Aussie wrote on Sep 25
th, 2008 at 7:03pm:
Quote:However in accordance with US requirements, Britain offered independence to any former colony which demanded it and was in a position to self-govern starting immediately after the war, with India declaring its independence in 1947. And as there was nothing undemocratic about independent states choosing to remain associated by joining a commonwealth of nations of former British colonies, American administrations had no argument with it.
Give me some source on this crap.
Ghandi is demanding his incarnation right now.

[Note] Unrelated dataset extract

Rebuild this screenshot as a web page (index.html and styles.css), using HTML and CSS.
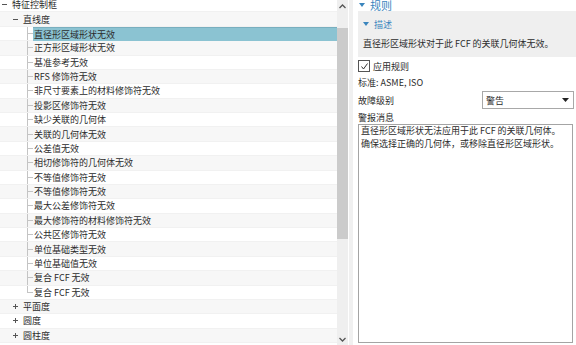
FILE: index.html
```html
<!DOCTYPE html>
<html>
<head>
  <meta charset="UTF-8">
  <title>规则</title>
  <link rel="stylesheet" href="styles.css">
</head>
<body>
  <div class="app">
    <div class="tree-pane">
      <div class="tree">
        <div class="row lvl0"><span class="toggle"><svg width="7" height="7"><line x1="1" y1="3.5" x2="6" y2="3.5"/></svg></span><span class="label">特征控制框</span></div>
        <div class="row lvl1"><span class="toggle"><svg width="7" height="7"><line x1="1" y1="3.5" x2="6" y2="3.5"/></svg></span><span class="label">直线度</span></div>
        <div class="row lvl2 selected"><span class="branch"></span><span class="label">直径形区域形状无效</span></div>
        <div class="row lvl2"><span class="branch"></span><span class="label">正方形区域形状无效</span></div>
        <div class="row lvl2"><span class="branch"></span><span class="label">基准参考无效</span></div>
        <div class="row lvl2"><span class="branch"></span><span class="label">RFS 修饰符无效</span></div>
        <div class="row lvl2"><span class="branch"></span><span class="label">非尺寸要素上的材料修饰符无效</span></div>
        <div class="row lvl2"><span class="branch"></span><span class="label">投影区修饰符无效</span></div>
        <div class="row lvl2"><span class="branch"></span><span class="label">缺少关联的几何体</span></div>
        <div class="row lvl2"><span class="branch"></span><span class="label">关联的几何体无效</span></div>
        <div class="row lvl2"><span class="branch"></span><span class="label">公差值无效</span></div>
        <div class="row lvl2"><span class="branch"></span><span class="label">相切修饰符的几何体无效</span></div>
        <div class="row lvl2"><span class="branch"></span><span class="label">不等值修饰符无效</span></div>
        <div class="row lvl2"><span class="branch"></span><span class="label">不等值修饰符无效</span></div>
        <div class="row lvl2"><span class="branch"></span><span class="label">最大公差修饰符无效</span></div>
        <div class="row lvl2"><span class="branch"></span><span class="label">最大修饰符的材料修饰符无效</span></div>
        <div class="row lvl2"><span class="branch"></span><span class="label">公共区修饰符无效</span></div>
        <div class="row lvl2"><span class="branch"></span><span class="label">单位基础类型无效</span></div>
        <div class="row lvl2"><span class="branch"></span><span class="label">单位基础值无效</span></div>
        <div class="row lvl2"><span class="branch"></span><span class="label">复合 FCF 无效</span></div>
        <div class="row lvl2 last"><span class="branch"></span><span class="label">复合 FCF 无效</span></div>
        <div class="row lvl1"><span class="toggle"><svg width="7" height="7"><line x1="1" y1="3.5" x2="6" y2="3.5"/><line x1="3.5" y1="1" x2="3.5" y2="6"/></svg></span><span class="label">平面度</span></div>
        <div class="row lvl1"><span class="toggle"><svg width="7" height="7"><line x1="1" y1="3.5" x2="6" y2="3.5"/><line x1="3.5" y1="1" x2="3.5" y2="6"/></svg></span><span class="label">圆度</span></div>
        <div class="row lvl1"><span class="toggle"><svg width="7" height="7"><line x1="1" y1="3.5" x2="6" y2="3.5"/><line x1="3.5" y1="1" x2="3.5" y2="6"/></svg></span><span class="label">圆柱度</span></div>
      </div>
      <div class="scrollbar">
        <div class="arrow"><svg width="9" height="6"><polyline points="1.5,5 4.5,2 7.5,5"/></svg></div>
        <div class="track"><div class="thumb"></div></div>
        <div class="arrow"><svg width="9" height="6"><polyline points="1.5,1 4.5,4 7.5,1"/></svg></div>
      </div>
    </div>
    <div class="splitter"></div>
    <div class="rule-pane">
      <div class="rule-title"><svg class="caret" width="6" height="4"><polygon points="0,0 6,0 3,4"/></svg>规则</div>
      <div class="desc-box">
        <div class="desc-title"><svg class="caret" width="6" height="4"><polygon points="0,0 6,0 3,4"/></svg>描述</div>
        <div class="desc-text">直径形区域形状对于此 FCF 的关联几何体无效。</div>
      </div>
      <div class="field check-row">
        <span class="checkbox"><svg width="9" height="9"><polyline points="1.5,4.5 3.5,7 7.5,1.5"/></svg></span>
        <span>应用规则</span>
      </div>
      <div class="field">标准: ASME, ISO</div>
      <div class="field level-row">
        <span>故障级别</span>
        <div class="select"><span>警告</span><svg width="7" height="4"><polygon points="0,0 7,0 3.5,4"/></svg></div>
      </div>
      <div class="field">警报消息</div>
      <div class="message">直径形区域形状无法应用于此 FCF 的关联几何体。<br>确保选择正确的几何体，或移除直径形区域形状。</div>
    </div>
  </div>
</body>
</html>
```

FILE: styles.css
```css
body {
  margin: 0;
  font-family: "Noto Sans CJK SC", "Liberation Sans", sans-serif;
  font-size: 9px;
  color: #2b2b2b;
  background-color: white;
  overflow: hidden;
}
.app {
  display: flex;
  height: 345px;
  width: 576px;
  overflow: hidden;
}
.tree-pane {
  display: flex;
  width: 348px;
  flex-shrink: 0;
}
.tree {
  width: 337px;
  margin-top: -2px;
}
.row {
  display: flex;
  align-items: stretch;
  height: 14.375px;
  box-sizing: border-box;
  border-bottom: 1px solid #f1f1f1;
  background-color: white;
}
.row:nth-child(even) {
  background-color: #f7f7f7;
}
.label {
  display: flex;
  align-items: center;
  flex: 1;
  padding-left: 1px;
  white-space: nowrap;
}
.toggle {
  display: flex;
  align-items: center;
  width: 10px;
}
.toggle svg {
  stroke: #555;
  stroke-width: 1;
}
.lvl0 {
  padding-left: 1px;
}
.lvl1 {
  padding-left: 12px;
}
.lvl2 {
  padding-left: 27px;
}
.branch {
  width: 6px;
  background:
    linear-gradient(#c4c4c4, #c4c4c4) 0 0 / 1px 100% no-repeat,
    linear-gradient(#c4c4c4, #c4c4c4) 0 50% / 6px 1px no-repeat;
}
.last .branch {
  background:
    linear-gradient(#c4c4c4, #c4c4c4) 0 0 / 1px 50% no-repeat,
    linear-gradient(#c4c4c4, #c4c4c4) 0 50% / 6px 1px no-repeat;
}
.selected .label {
  background-color: #8bc3d2;
  border-top: 1px solid #79afbf;
  margin-bottom: -1px;
}
.scrollbar {
  display: flex;
  flex-direction: column;
  width: 11px;
  background-color: #efefef;
}
.arrow {
  display: flex;
  align-items: center;
  justify-content: center;
  height: 11px;
}
.arrow svg {
  fill: none;
  stroke: #555;
  stroke-width: 1.3;
}
.track {
  flex: 1;
  padding-top: 17px;
}
.thumb {
  height: 211px;
  background-color: #cbcbcb;
}
.splitter {
  width: 4px;
  margin-left: 1px;
  background-color: #f0f0f0;
  flex-shrink: 0;
}
.rule-pane {
  flex: 1;
  padding-left: 5px;
  padding-right: 2px;
  display: flex;
  flex-direction: column;
}
.caret {
  fill: #3a85bd;
  margin-right: 5px;
}
.rule-title {
  display: flex;
  align-items: center;
  height: 12px;
  margin-top: -1px;
  padding-left: 1px;
  font-size: 11px;
  color: #3a85bd;
}
.desc-box {
  background-color: #efefef;
  height: 46px;
  margin-right: -2px;
  padding-left: 5px;
}
.desc-title {
  display: flex;
  align-items: center;
  height: 12px;
  margin-top: 7px;
  color: #3a85bd;
}
.desc-text {
  margin-top: 7px;
  white-space: nowrap;
}
.field {
  display: flex;
  align-items: center;
  height: 16px;
}
.check-row {
  height: 16px;
  margin-top: 1px;
}
.checkbox {
  display: flex;
  align-items: center;
  justify-content: center;
  width: 10px;
  height: 10px;
  border: 1px solid #555;
  margin-right: 3px;
  background-color: white;
}
.checkbox svg {
  fill: none;
  stroke: #333;
  stroke-width: 1;
}
.level-row {
  justify-content: space-between;
  height: 18px;
  margin-top: 1px;
}
.select {
  display: flex;
  align-items: center;
  justify-content: space-between;
  width: 92px;
  height: 18px;
  box-sizing: border-box;
  border: 1px solid #a8a8a8;
  padding: 0 4px 0 3px;
  background-color: white;
}
.select svg {
  fill: #222;
}
.message {
  height: 219px;
  margin-top: -1px;
  margin-right: 1px;
  box-sizing: border-box;
  border: 1px solid #a4a4a4;
  padding: 0 2px;
  line-height: 12.5px;
  white-space: nowrap;
}
```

I have never, ever known of any connection between Ghandi's movement to Independance and post WW2 US requirements.
You are posting rubbish.
Well, there's this :
Quote:The historical evidence shows that Roosevelt entered into the military alliance with Britain with only one purpose in mind: the defeat of an enemy. The historical evidence also shows that Franklin Roosevelt was committed to dismantling the British Empire--and all other empires--and to replacing them with sovereign nation-states, modelled on the American constitutional republic, in which each citizen would be given, through access to modern scientific education and Western culture, the opportunity to create a better life for himself and his posterity.
http://american_almanac.tripod.com/FDRlw95.htm and this :
Quote:Clarke traces the intimate and conflicted nature of the “special relationship,” showing how Roosevelt and his successors were determined that Britain must be sustained both during the war and after, but that the British Empire must not; and reveals how the tension between Allied war aims, suppressed while the fighting was going on, became rapidly apparent when it ended.
http://www.amazon.com/Last-Thousand-Days-British-Empire/dp/1596915315 and this :
Quote: "Mr. President - Churchill told Roosevelt - I believe you intend to put an end to the British Empire. All your ideas on the post war world demonstrate it. But, in spite of it all, we know that you are our only hope. And you know that we know it. You know that without the United States, the Her Majesty's Empire cannot last."
Churchill, however, made a famous comment in answer to these considerations. It spread throughout the English colonial system regarding the Atlantic Charter article which guaranteed self-determination and the self-government of British colonies after the war: I was not designated Her Majesty's Prime Minister to preside over the liquidation of the empire."